Common Problems Out-Of-State Landlords Face And How To Address Them

Out-of-state landlords often face problems that local owners can address more quickly. Tenant communication, unpaid rent, repairs, property access, inspections, management accountability, insurance concerns, and sale decisions all become more complicated when the owner is not nearby.

For Sacramento rental owners living outside California, the problem is rarely distance alone. The bigger issue is what distance creates: less visibility, slower response times, more dependence on others, and greater uncertainty about what is actually happening at the property.

Quick Answer

The most common problems out-of-state landlords face include non-paying tenants, poor property management, repair delays, limited property access, missing documentation, unknown property condition, rising insurance exposure, and difficulty deciding whether to keep or sell the rental.

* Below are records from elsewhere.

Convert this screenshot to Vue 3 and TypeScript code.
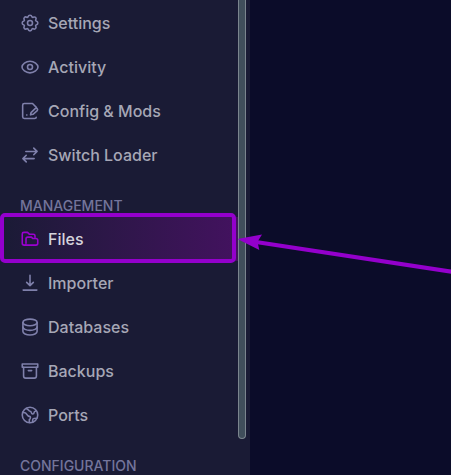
<script setup lang="ts">
import { ref } from 'vue'

interface NavItem {
  label: string
  paths: string[]
}

interface NavGroup {
  title?: string
  items: NavItem[]
}

const active = ref('Files')

const groups: NavGroup[] = [
  {
    items: [
      {
        label: 'Settings',
        paths: [
          'M9.6 4.6 Q10.1 2.6 12 2.6 T14.4 4.6 Q14.8 5.6 15.8 5.1 Q17.5 4.3 18.7 5.3 T18.9 8.2 Q18.4 9.2 19.4 9.6 Q21.4 10.2 21.4 12 T19.4 14.4 Q18.4 14.8 18.9 15.8 Q19.8 17.5 18.7 18.7 T15.8 18.9 Q14.8 18.4 14.4 19.4 Q13.9 21.4 12 21.4 T9.6 19.4 Q9.2 18.4 8.2 18.9 Q6.5 19.8 5.3 18.7 T5.1 15.8 Q5.6 14.8 4.6 14.4 Q2.6 13.9 2.6 12 T4.6 9.6 Q5.6 9.2 5.1 8.2 Q4.2 6.5 5.3 5.3 T8.2 5.1 Q9.2 5.6 9.6 4.6 Z',
          'M15 12a3 3 0 1 1-6 0 3 3 0 0 1 6 0Z',
        ],
      },
      {
        label: 'Activity',
        paths: [
          'M2.4 12C2.4 8.6 7 5 12 5s9.6 3.6 9.6 7-4.6 7-9.6 7-9.6-3.6-9.6-7Z',
          'M15 12a3 3 0 1 1-6 0 3 3 0 0 1 6 0Z',
        ],
      },
      {
        label: 'Config & Mods',
        paths: [
          'M19.6 8.5V7.6L15 3H5.2Q3.2 3 3.2 5v14q0 2 2 2H17.5q2 0 2-1.5',
          'M12.6 16.6l.6-2.7 5-4.8q1.3-1 2.4.1t.1 2.4L15.6 16Z',
          'M8 16.8h.3',
        ],
      },
      {
        label: 'Switch Loader',
        paths: ['M7 7.7h13.5M16.5 3.7l4 4-4 4', 'M17 16.3H3.5M7.5 12.3l-4 4 4 4'],
      },
    ],
  },
  {
    title: 'MANAGEMENT',
    items: [
      {
        label: 'Files',
        paths: [
          'M7 19.3H5Q2.7 19.3 2.7 17V6Q2.7 4 4.7 4H9l2.2 2.2H16q2 0 2 2V10',
          'M7.2 17.2V12q0-2.3 2.2-2.3h4.2l1.6 1.6h3.8q2.3 0 2.3 2.2v3.6q0 2.2-2.2 2.2H6.5',
        ],
      },
      { label: 'Importer', paths: ['M12 2.8v12.4M8 11.2l4 4 4-4', 'M3.8 20.5h16.4'] },
      {
        label: 'Databases',
        paths: [
          'M20.5 6.5c0 2.2-3.8 4-8.5 4s-8.5-1.8-8.5-4 3.8-4 8.5-4 8.5 1.8 8.5 4Z',
          'M3.5 6.5v11c0 2.2 3.8 4 8.5 4s8.5-1.8 8.5-4v-11',
          'M3.5 12c0 2.2 3.8 4 8.5 4s8.5-1.8 8.5-4',
        ],
      },
      {
        label: 'Backups',
        paths: ['M2.7 3.5h18.6v4H2.7Z', 'M4.3 7.5V18q0 2.5 2.5 2.5h10.4q2.5 0 2.5-2.5V7.5', 'M10 11.5h4'],
      },
      {
        label: 'Ports',
        paths: [
          'M21.3 12a9.3 9.3 0 1 1-18.6 0 9.3 9.3 0 0 1 18.6 0Z',
          'M3.5 8.8l3.2.8 2.6 3q.7 1 2 1t1.2 1.7-1.3 2V21',
          'M7.5 4l2.8 2.2q.6 1.2 1.8 1.2t1.5 1.7 1.7 1.6 1.6-1.5 1.2-1.6L19.7 7',
          'M15.2 20.5v-2.4q0-1.7 1.4-1.8l3.6-.3',
        ],
      },
    ],
  },
  { title: 'CONFIGURATION', items: [] },
]
</script>

<template>
  <div class="layout">
    <aside class="sidebar">
      <nav class="nav">
        <section v-for="(group, i) in groups" :key="i" class="group">
          <h2 v-if="group.title" class="title">{{ group.title }}</h2>
          <a
            v-for="item in group.items"
            :key="item.label"
            href="#"
            class="item"
            :class="{ active: active === item.label }"
            @click.prevent="active = item.label"
          >
            <svg class="icon" viewBox="0 0 24 24" aria-hidden="true">
              <path v-for="d in item.paths" :key="d" :d="d" />
            </svg>
            <span>{{ item.label }}</span>
          </a>
        </section>
      </nav>
      <div class="track"><div class="thumb"></div></div>
    </aside>
    <main class="content"></main>
    <svg class="pointer" viewBox="0 0 215 40" aria-hidden="true">
      <path class="shaft" d="M20 6 216 35.8" />
      <path class="head" d="M1.5 3 26 -1.5 21.5 5.8 23.3 14Z" />
    </svg>
  </div>
</template>

<style>
body {
  background: #0b0c29;
}
</style>

<style scoped>
.layout {
  position: relative;
  display: flex;
  height: 100vh;
  overflow: hidden;
  background: #0b0c29;
  font-family: Inter, "Liberation Sans", sans-serif;
}

.sidebar {
  display: flex;
  flex: 0 0 250px;
  box-sizing: border-box;
  padding-right: 4px;
  background: #1a1b35;
}

.nav {
  flex: 1;
  padding-top: 1px;
}

.title {
  margin: 18px 0 0;
  padding-left: 20px;
  color: #74759b;
  font-size: 14px;
  font-weight: 500;
  line-height: 22px;
}

.item {
  position: relative;
  display: flex;
  align-items: center;
  gap: 8px;
  height: 44px;
  padding-left: 20px;
  color: #a6a7b6;
  font-size: 16px;
  font-weight: 500;
  line-height: 24px;
  text-decoration: none;
}

.icon {
  width: 20px;
  height: 20px;
  fill: none;
  stroke: #7f80ab;
  stroke-width: 1.9;
  stroke-linecap: round;
  stroke-linejoin: round;
}

.active {
  background: linear-gradient(90deg, #1a1b35, #43125f);
  color: #d6d4dc;
}

.active .icon {
  stroke: #9a00d0;
}

.active::after {
  position: absolute;
  inset: -4px 2px -2px 0;
  border: 4px solid #9400cc;
  border-radius: 5px;
  content: "";
}

.track {
  width: 8px;
}

.thumb {
  box-sizing: border-box;
  height: 92.5%;
  border: 1px solid #7b858e;
  border-top: 0;
  border-radius: 0 0 4px 4px;
  background: #404e5b;
}

.content {
  flex: 1;
}

.pointer {
  position: absolute;
  top: 236px;
  left: 236px;
  width: 215px;
  height: 40px;
  overflow: visible;
}

.shaft {
  fill: none;
  stroke: #9400cc;
  stroke-width: 4;
}

.head {
  fill: #9400cc;
}
</style>
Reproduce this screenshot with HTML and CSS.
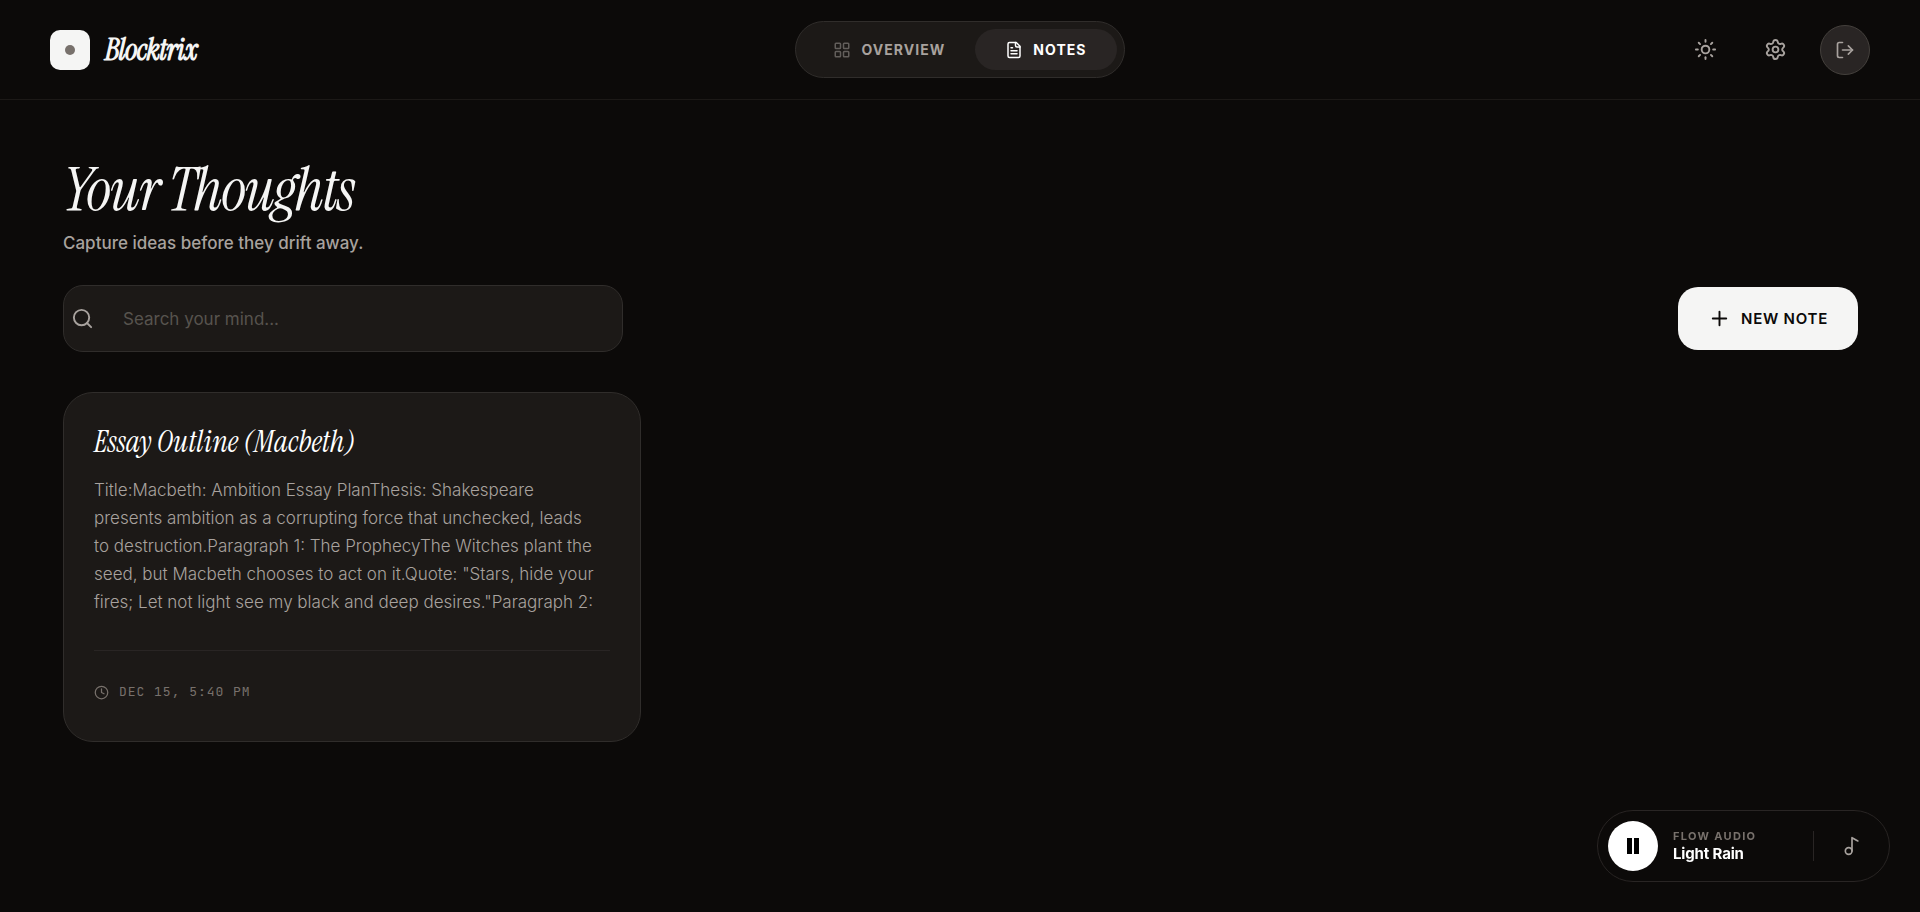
FILE: index.html
```html
<!DOCTYPE html>
<html lang="en">
<head>
  <meta charset="UTF-8">
  <meta name="viewport" content="width=device-width, initial-scale=1.0">
  <title>Blocktrix</title>
  <link rel="stylesheet" href="styles.css">
</head>
<body>
  <header class="topbar">
    <a class="brand" href="#">
      <span class="brand-mark"><span class="brand-dot"></span></span>
      <span class="brand-name">Blocktrix</span>
    </a>

    <nav class="tabs">
      <button class="tab" type="button">
        <svg class="icon tab-icon" viewBox="0 0 24 24"><rect x="3" y="3" width="7" height="7" rx="1"/><rect x="14" y="3" width="7" height="7" rx="1"/><rect x="14" y="14" width="7" height="7" rx="1"/><rect x="3" y="14" width="7" height="7" rx="1"/></svg>
        Overview
      </button>
      <button class="tab active" type="button">
        <svg class="icon tab-icon" viewBox="0 0 24 24"><path d="M15 2H6a2 2 0 0 0-2 2v16a2 2 0 0 0 2 2h12a2 2 0 0 0 2-2V7Z"/><path d="M14 2v4a2 2 0 0 0 2 2h4"/><path d="M10 9H8"/><path d="M16 13H8"/><path d="M16 17H8"/></svg>
        Notes
      </button>
    </nav>

    <div class="actions">
      <button class="icon-button" type="button" aria-label="Toggle theme">
        <svg class="icon action-icon" viewBox="0 0 24 24"><circle cx="12" cy="12" r="4"/><path d="M12 2v2"/><path d="M12 20v2"/><path d="m4.93 4.93 1.41 1.41"/><path d="m17.66 17.66 1.41 1.41"/><path d="M2 12h2"/><path d="M20 12h2"/><path d="m6.34 17.66-1.41 1.41"/><path d="m19.07 4.93-1.41 1.41"/></svg>
      </button>
      <button class="icon-button" type="button" aria-label="Settings">
        <svg class="icon action-icon" viewBox="0 0 24 24"><path d="M9.671 4.136a2.34 2.34 0 0 1 4.659 0 2.34 2.34 0 0 0 3.319 1.915 2.34 2.34 0 0 1 2.33 4.033 2.34 2.34 0 0 0 0 3.831 2.34 2.34 0 0 1-2.33 4.033 2.34 2.34 0 0 0-3.319 1.915 2.34 2.34 0 0 1-4.659 0 2.34 2.34 0 0 0-3.32-1.915 2.34 2.34 0 0 1-2.33-4.033 2.34 2.34 0 0 0 0-3.831A2.34 2.34 0 0 1 6.35 6.051a2.34 2.34 0 0 0 3.319-1.915"/><circle cx="12" cy="12" r="3"/></svg>
      </button>
      <button class="icon-button filled" type="button" aria-label="Log out">
        <svg class="icon small-icon" viewBox="0 0 24 24"><path d="M9 21H5a2 2 0 0 1-2-2V5a2 2 0 0 1 2-2h4"/><path d="m16 17 5-5-5-5"/><path d="M21 12H9"/></svg>
      </button>
    </div>
  </header>

  <main class="content">
    <h1 class="page-title">Your Thoughts</h1>
    <p class="page-subtitle">Capture ideas before they drift away.</p>

    <div class="toolbar">
      <label class="search">
        <svg class="icon action-icon" viewBox="0 0 24 24"><circle cx="11" cy="11" r="8"/><path d="m21 21-4.3-4.3"/></svg>
        <input class="search-input" type="text" placeholder="Search your mind..." aria-label="Search notes">
      </label>
      <button class="new-note" type="button">
        <svg class="icon action-icon" viewBox="0 0 24 24"><path d="M5 12h14"/><path d="M12 5v14"/></svg>
        New Note
      </button>
    </div>

    <section class="notes-grid">
      <article class="note">
        <h2 class="note-title">Essay Outline (Macbeth)</h2>
        <p class="note-text">Title:Macbeth: Ambition Essay PlanThesis: Shakespeare presents ambition as a corrupting force that unchecked, leads to destruction.Paragraph 1: The ProphecyThe Witches plant the seed, but Macbeth chooses to act on it.Quote: "Stars, hide your fires; Let not light see my black and deep desires."Paragraph 2:</p>
        <div class="note-meta">
          <svg class="icon clock-icon" viewBox="0 0 24 24"><circle cx="12" cy="12" r="10"/><path d="M12 6v6l4 2"/></svg>
          <time>Dec 15, 5:40 PM</time>
        </div>
      </article>
    </section>
  </main>

  <!-- Floating audio player -->
  <aside class="player">
    <button class="play-button" type="button" aria-label="Pause">
      <svg class="pause-icon" viewBox="0 0 20 20"><rect x="4" y="2" width="5" height="16"/><rect x="11" y="2" width="5" height="16"/></svg>
    </button>
    <div class="track">
      <span class="track-label">Flow Audio</span>
      <span class="track-name">Light Rain</span>
    </div>
    <button class="track-button" type="button" aria-label="Choose sound">
      <svg class="icon small-icon" viewBox="0 0 24 24"><circle cx="8" cy="18" r="4"/><path d="M12 18V2l7 4"/></svg>
    </button>
  </aside>
</body>
</html>
```

FILE: styles.css
```css
* {
  box-sizing: border-box;
}

body {
  margin: 0;
  min-height: 100vh;
  background: #0c0a09;
  color: #f5f5f4;
  font-family: Inter, "Liberation Sans", sans-serif;
}

button {
  border: none;
  background: none;
  color: inherit;
  font-family: inherit;
  cursor: pointer;
}

h1,
h2,
p {
  margin: 0;
}

.icon {
  fill: none;
  stroke: currentColor;
  stroke-width: 2;
  stroke-linecap: round;
  stroke-linejoin: round;
  flex-shrink: 0;
}

.action-icon {
  width: 23px;
  height: 23px;
}

.small-icon {
  width: 20px;
  height: 20px;
}

/* Top bar */
.topbar {
  display: grid;
  grid-template-columns: 1fr auto 1fr;
  align-items: center;
  height: 100px;
  padding: 0 50px;
  border-bottom: 1px solid #1c1917;
}

.brand {
  display: flex;
  align-items: center;
  gap: 15px;
  color: #f5f5f4;
  text-decoration: none;
}

.brand-mark {
  display: flex;
  align-items: center;
  justify-content: center;
  width: 40px;
  height: 40px;
  border-radius: 10px;
  background: #f5f5f4;
}

.brand-dot {
  width: 10px;
  height: 10px;
  border-radius: 50%;
  background: #78716c;
}

.brand-name {
  font-family: "Instrument Serif", "Liberation Serif", serif;
  font-size: 30px;
  font-style: italic;
  font-weight: 700;
  line-height: 40px;
  letter-spacing: -0.025em;
}

.tabs {
  display: flex;
  padding: 7px;
  border: 1px solid #302d2b;
  border-radius: 30px;
  background: #1c1917;
}

.tab {
  display: flex;
  align-items: center;
  gap: 10px;
  height: 41px;
  padding: 0 30px;
  border-radius: 21px;
  color: #a8a29e;
  font-size: 14px;
  font-weight: 700;
  letter-spacing: 0.075em;
  text-transform: uppercase;
}

.tab .tab-icon {
  opacity: 0.5;
}

.tab.active {
  background: #292524;
  color: #fff;
}

.tab.active .tab-icon {
  opacity: 1;
}

.tab-icon {
  width: 18px;
  height: 18px;
}

.actions {
  display: flex;
  justify-content: flex-end;
  gap: 20px;
}

.icon-button {
  display: flex;
  align-items: center;
  justify-content: center;
  width: 50px;
  height: 50px;
  padding: 0;
  border-radius: 50%;
  color: #a8a29e;
}

.icon-button.filled {
  border: 1px solid #44403c;
  background: #292524;
}

/* Page */
.content {
  padding: 50px 62px 50px 63px;
}

.page-title {
  font-family: "Instrument Serif", "Liberation Serif", serif;
  font-size: 60px;
  font-style: italic;
  font-weight: 400;
  line-height: 80px;
  letter-spacing: -0.025em;
}

.page-subtitle {
  color: #a8a29e;
  font-size: 17px;
  font-weight: 500;
  line-height: 26px;
}

.toolbar {
  display: flex;
  align-items: center;
  justify-content: space-between;
  margin: 29px 0 40px;
}

.search {
  display: flex;
  align-items: center;
  gap: 29px;
  width: 560px;
  height: 67px;
  padding: 0 7px;
  border: 1px solid #302d2b;
  border-radius: 20px;
  background: #1c1917;
  color: #a8a29e;
}

.search-input {
  flex: 1;
  min-width: 0;
  padding: 0;
  border: none;
  outline: none;
  background: none;
  color: #f5f5f4;
  font-family: inherit;
  font-size: 17px;
}

.search-input::placeholder {
  color: #57534e;
}

.new-note {
  display: flex;
  align-items: center;
  gap: 10px;
  height: 63px;
  padding: 0 30px;
  border-radius: 20px;
  background: #f5f5f4;
  color: #0c0a09;
  font-size: 15px;
  font-weight: 600;
  letter-spacing: 0.05em;
  text-transform: uppercase;
}

.notes-grid {
  display: grid;
  grid-template-columns: repeat(3, 1fr);
  gap: 30px;
}

.note {
  padding: 30px;
  border: 1px solid #302d2b;
  border-radius: 30px;
  background: #1c1917;
}

.note-title {
  color: #fff;
  font-family: "Instrument Serif", "Liberation Serif", serif;
  font-size: 30px;
  font-style: italic;
  font-weight: 400;
  line-height: 38px;
}

.note-text {
  margin-top: 15px;
  padding-right: 12px;
  color: #a8a29e;
  font-size: 17px;
  font-weight: 300;
  line-height: 28px;
}

.note-meta {
  display: flex;
  align-items: center;
  gap: 10px;
  margin-top: 34px;
  padding: 32px 0 10px;
  border-top: 1px solid #292524;
  color: #78716c;
  font-family: "JetBrains Mono", "Liberation Mono", monospace;
  font-size: 13px;
  line-height: 18px;
  letter-spacing: 0.075em;
  text-transform: uppercase;
}

.clock-icon {
  width: 15px;
  height: 15px;
}

/* Audio player */
.player {
  position: fixed;
  right: 30px;
  bottom: 30px;
  display: flex;
  align-items: center;
  padding: 10px 0 10px 10px;
  border: 1px solid #292524;
  border-radius: 36px;
  background: #0c0a09;
}

.play-button {
  display: flex;
  align-items: center;
  justify-content: center;
  width: 50px;
  height: 50px;
  padding: 0;
  border-radius: 50%;
  background: #fff;
  color: #000;
}

.pause-icon {
  width: 20px;
  height: 20px;
  fill: currentColor;
}

.track {
  display: flex;
  flex-direction: column;
  width: 140px;
  padding-left: 15px;
}

.track-label {
  color: #78716c;
  font-size: 11px;
  font-weight: 700;
  line-height: 16px;
  letter-spacing: 0.12em;
  text-transform: uppercase;
}

.track-name {
  color: #fff;
  font-size: 15px;
  font-weight: 700;
  line-height: 20px;
  letter-spacing: -0.01em;
}

.track-button {
  display: flex;
  align-items: center;
  justify-content: center;
  width: 76px;
  height: 30px;
  margin-left: 15px;
  padding: 0;
  border-left: 1px solid #292524;
  color: #a8a29e;
}
```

These problems can often be addressed through stronger management systems, better documentation, regular inspections, trusted local vendors, clearer tenant communication, or a remote sale strategy when continued ownership no longer makes sense.

Who This Resource Is For

Out-Of-State Sacramento Landlords

Owners who live outside California and are dealing with rental property problems from a distance.

Remote Owners With Tenant Issues

Landlords facing missed rent, access problems, tenant complaints, or lease violations.

Owners With Poor Management

Property owners questioning whether their manager is communicating, documenting, and protecting the rental.

Owners Considering A Remote Exit

Landlords evaluating whether to keep managing problems or sell the property from another state.

Key Takeaways

Distance Reduces Visibility

Owners may not know the true condition of the property until problems become larger.

Tenant Problems Escalate Faster Remotely

Non-payment, access disputes, and communication issues can be harder to verify from another state.

Management Must Be Accountable

A property manager only helps if reporting, repairs, inspections, and communication are reliable.

Remote Sale Options Exist

Owners can often sell with tenants, sell as-is, or sell without returning to California.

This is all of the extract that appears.